→ TASK TO COMPLETE
Give the data below again exactly as it stands. Omit the pictures.

→ DATASET CONTENT
####

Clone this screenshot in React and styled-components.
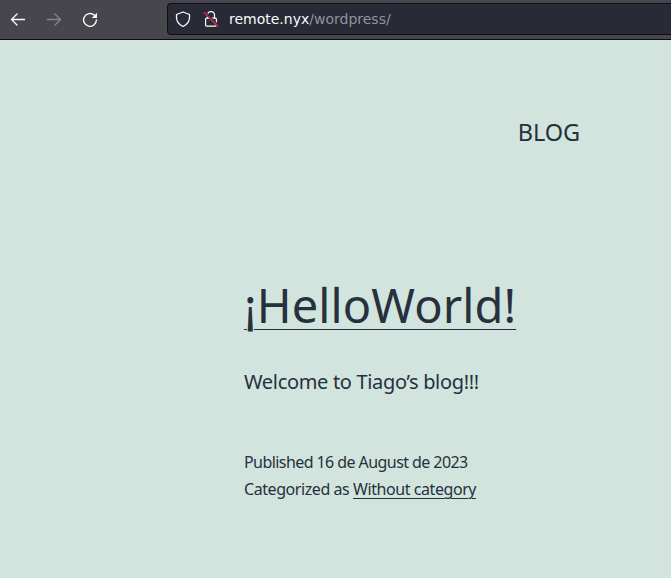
import React from 'react';
import styled, { createGlobalStyle } from 'styled-components';

const GlobalStyle = createGlobalStyle`
  * { box-sizing: border-box; }
  html, body { margin: 0; height: 100%; overflow: hidden; background: #d1e4dd; }
  body { font-family: "Noto Sans", sans-serif; color: #28303d; }
`;

const Toolbar = styled.header`
  display: flex;
  align-items: flex-start;
  height: 40px;
  padding-top: 3px;
  background: #46464c;
  border-bottom: 1px solid #0c0c0d;
`;

const Navigation = styled.nav`
  display: flex;
  width: 167px;
  padding: 8px 0 0 10px;
  gap: 20px;
`;

const ToolButton = styled.button`
  width: 16px;
  height: 16px;
  padding: 0;
  border: 0;
  background: none;
  color: ${({ $muted }) => ($muted ? '#87878b' : '#fbfbfe')};
  svg { display: block; }
`;

const AddressBar = styled.div`
  display: flex;
  flex: 1;
  align-items: center;
  height: 32px;
  padding-left: 7px;
  border: 1px solid #101015;
  border-right: 0;
  border-radius: 4px 0 0 4px;
  background: #282a36;
  color: #fbfbfe;
  svg { flex: none; margin-right: 12px; }
`;

const Address = styled.span`
  font: 14px/20px "DejaVu Sans", sans-serif;
  margin-left: -2px;
  white-space: nowrap;
`;

const Path = styled.span`
  color: #93949a;
`;

const SiteHeader = styled.div`
  display: flex;
  justify-content: flex-end;
  padding: 74px 91px 0 0;
`;

const MenuLink = styled.a`
  font-size: 23.5px;
  line-height: 36px;
  letter-spacing: -0.1px;
`;

const Article = styled.article`
  width: 400px;
  margin: 124px 0 0 244px;
`;

const Title = styled.h1`
  margin: 0;
  font-size: 47px;
  font-weight: 400;
  line-height: 62px;
  letter-spacing: 0.1px;
  white-space: nowrap;
`;

const Link = styled.a`
  text-decoration: underline;
  text-decoration-thickness: 1px;
  text-underline-offset: ${({ $offset }) => $offset};
`;

const Body = styled.p`
  margin: 29px 0 0;
  font-size: 20px;
  line-height: 34px;
  white-space: nowrap;
  letter-spacing: -0.33px;
`;

const Meta = styled.footer`
  margin-top: 50px;
  font-size: 16px;
  line-height: 27px;
  white-space: nowrap;
`;

const Line = styled.div`
  letter-spacing: ${({ $spacing }) => $spacing};
`;

function Arrow({ right }) {
  return (
    <svg width="16" height="16" viewBox="0 0 16 16" fill="none" stroke="currentColor" strokeWidth="1.3" strokeLinecap="round" strokeLinejoin="round">
      <path d={right ? 'M1.5 8.5H14.4M9 3l5.5 5.5L9 14' : 'M14.5 8.5H1.6M7 3L1.5 8.5L7 14'} />
    </svg>
  );
}

function Reload() {
  return (
    <svg width="16" height="16" viewBox="0 0 16 16" fill="none" stroke="currentColor" strokeWidth="1.4" strokeLinecap="round">
      <path d="M12.2 4.1A6.4 6.4 0 1 0 14.4 9" />
      <path d="M15 1.8V6.9H9.9Z" fill="currentColor" stroke="none" />
    </svg>
  );
}

function Shield() {
  return (
    <svg width="16" height="16" viewBox="0 0 16 16" fill="none" stroke="currentColor" strokeWidth="1.25" strokeLinejoin="round">
      <path d="M8 1L14.5 3.5V6.5C14.5 10.6 12 13.6 8 15.5C4 13.6 1.5 10.6 1.5 6.5V3.5Z" />
    </svg>
  );
}

function InsecureLock() {
  return (
    <svg width="16" height="16" viewBox="0 0 16 16" fill="none" stroke="currentColor" strokeWidth="1.25">
      <path d="M4.5 7.2V4a3.5 3.5 0 0 1 7 0V7.2" />
      <rect x="2.6" y="7.2" width="10.8" height="7.9" rx="1" />
      <path d="M2.5 2L15 14.5" stroke="#282a36" strokeWidth="2.4" />
      <path d="M1.3 1.8L14.5 15" stroke="#e22850" strokeWidth="1.4" strokeLinecap="round" />
    </svg>
  );
}

export default function App() {
  return (
    <>
      <GlobalStyle />
      <Toolbar>
        <Navigation>
          <ToolButton aria-label="Back"><Arrow /></ToolButton>
          <ToolButton $muted aria-label="Forward"><Arrow right /></ToolButton>
          <ToolButton aria-label="Reload"><Reload /></ToolButton>
        </Navigation>
        <AddressBar>
          <Shield />
          <InsecureLock />
          <Address>remote.nyx<Path>/wordpress/</Path></Address>
        </AddressBar>
      </Toolbar>
      <main>
        <SiteHeader><MenuLink>BLOG</MenuLink></SiteHeader>
        <Article>
          <Title><Link $offset="6px">¡HelloWorld!</Link></Title>
          <Body>Welcome to Tiago’s blog!!!</Body>
          <Meta>
            <Line $spacing="-0.57px">Published 16 de August de 2023</Line>
            <Line $spacing="-0.43px">Categorized as <Link $offset="3px">Without category</Link></Line>
          </Meta>
        </Article>
      </main>
    </>
  );
}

####

→ WRITTEN RESPONSE
Clone this screenshot in React and styled-components.
import React from 'react';
import styled, { createGlobalStyle } from 'styled-components';

const GlobalStyle = createGlobalStyle`
  * { box-sizing: border-box; }
  html, body { margin: 0; height: 100%; overflow: hidden; background: #d1e4dd; }
  body { font-family: "Noto Sans", sans-serif; color: #28303d; }
`;

const Toolbar = styled.header`
  display: flex;
  align-items: flex-start;
  height: 40px;
  padding-top: 3px;
  background: #46464c;
  border-bottom: 1px solid #0c0c0d;
`;

const Navigation = styled.nav`
  display: flex;
  width: 167px;
  padding: 8px 0 0 10px;
  gap: 20px;
`;

const ToolButton = styled.button`
  width: 16px;
  height: 16px;
  padding: 0;
  border: 0;
  background: none;
  color: ${({ $muted }) => ($muted ? '#87878b' : '#fbfbfe')};
  svg { display: block; }
`;

const AddressBar = styled.div`
  display: flex;
  flex: 1;
  align-items: center;
  height: 32px;
  padding-left: 7px;
  border: 1px solid #101015;
  border-right: 0;
  border-radius: 4px 0 0 4px;
  background: #282a36;
  color: #fbfbfe;
  svg { flex: none; margin-right: 12px; }
`;

const Address = styled.span`
  font: 14px/20px "DejaVu Sans", sans-serif;
  margin-left: -2px;
  white-space: nowrap;
`;

const Path = styled.span`
  color: #93949a;
`;

const SiteHeader = styled.div`
  display: flex;
  justify-content: flex-end;
  padding: 74px 91px 0 0;
`;

const MenuLink = styled.a`
  font-size: 23.5px;
  line-height: 36px;
  letter-spacing: -0.1px;
`;

const Article = styled.article`
  width: 400px;
  margin: 124px 0 0 244px;
`;

const Title = styled.h1`
  margin: 0;
  font-size: 47px;
  font-weight: 400;
  line-height: 62px;
  letter-spacing: 0.1px;
  white-space: nowrap;
`;

const Link = styled.a`
  text-decoration: underline;
  text-decoration-thickness: 1px;
  text-underline-offset: ${({ $offset }) => $offset};
`;

const Body = styled.p`
  margin: 29px 0 0;
  font-size: 20px;
  line-height: 34px;
  white-space: nowrap;
  letter-spacing: -0.33px;
`;

const Meta = styled.footer`
  margin-top: 50px;
  font-size: 16px;
  line-height: 27px;
  white-space: nowrap;
`;

const Line = styled.div`
  letter-spacing: ${({ $spacing }) => $spacing};
`;

function Arrow({ right }) {
  return (
    <svg width="16" height="16" viewBox="0 0 16 16" fill="none" stroke="currentColor" strokeWidth="1.3" strokeLinecap="round" strokeLinejoin="round">
      <path d={right ? 'M1.5 8.5H14.4M9 3l5.5 5.5L9 14' : 'M14.5 8.5H1.6M7 3L1.5 8.5L7 14'} />
    </svg>
  );
}

function Reload() {
  return (
    <svg width="16" height="16" viewBox="0 0 16 16" fill="none" stroke="currentColor" strokeWidth="1.4" strokeLinecap="round">
      <path d="M12.2 4.1A6.4 6.4 0 1 0 14.4 9" />
      <path d="M15 1.8V6.9H9.9Z" fill="currentColor" stroke="none" />
    </svg>
  );
}

function Shield() {
  return (
    <svg width="16" height="16" viewBox="0 0 16 16" fill="none" stroke="currentColor" strokeWidth="1.25" strokeLinejoin="round">
      <path d="M8 1L14.5 3.5V6.5C14.5 10.6 12 13.6 8 15.5C4 13.6 1.5 10.6 1.5 6.5V3.5Z" />
    </svg>
  );
}

function InsecureLock() {
  return (
    <svg width="16" height="16" viewBox="0 0 16 16" fill="none" stroke="currentColor" strokeWidth="1.25">
      <path d="M4.5 7.2V4a3.5 3.5 0 0 1 7 0V7.2" />
      <rect x="2.6" y="7.2" width="10.8" height="7.9" rx="1" />
      <path d="M2.5 2L15 14.5" stroke="#282a36" strokeWidth="2.4" />
      <path d="M1.3 1.8L14.5 15" stroke="#e22850" strokeWidth="1.4" strokeLinecap="round" />
    </svg>
  );
}

export default function App() {
  return (
    <>
      <GlobalStyle />
      <Toolbar>
        <Navigation>
          <ToolButton aria-label="Back"><Arrow /></ToolButton>
          <ToolButton $muted aria-label="Forward"><Arrow right /></ToolButton>
          <ToolButton aria-label="Reload"><Reload /></ToolButton>
        </Navigation>
        <AddressBar>
          <Shield />
          <InsecureLock />
          <Address>remote.nyx<Path>/wordpress/</Path></Address>
        </AddressBar>
      </Toolbar>
      <main>
        <SiteHeader><MenuLink>BLOG</MenuLink></SiteHeader>
        <Article>
          <Title><Link $offset="6px">¡HelloWorld!</Link></Title>
          <Body>Welcome to Tiago’s blog!!!</Body>
          <Meta>
            <Line $spacing="-0.57px">Published 16 de August de 2023</Line>
            <Line $spacing="-0.43px">Categorized as <Link $offset="3px">Without category</Link></Line>
          </Meta>
        </Article>
      </main>
    </>
  );
}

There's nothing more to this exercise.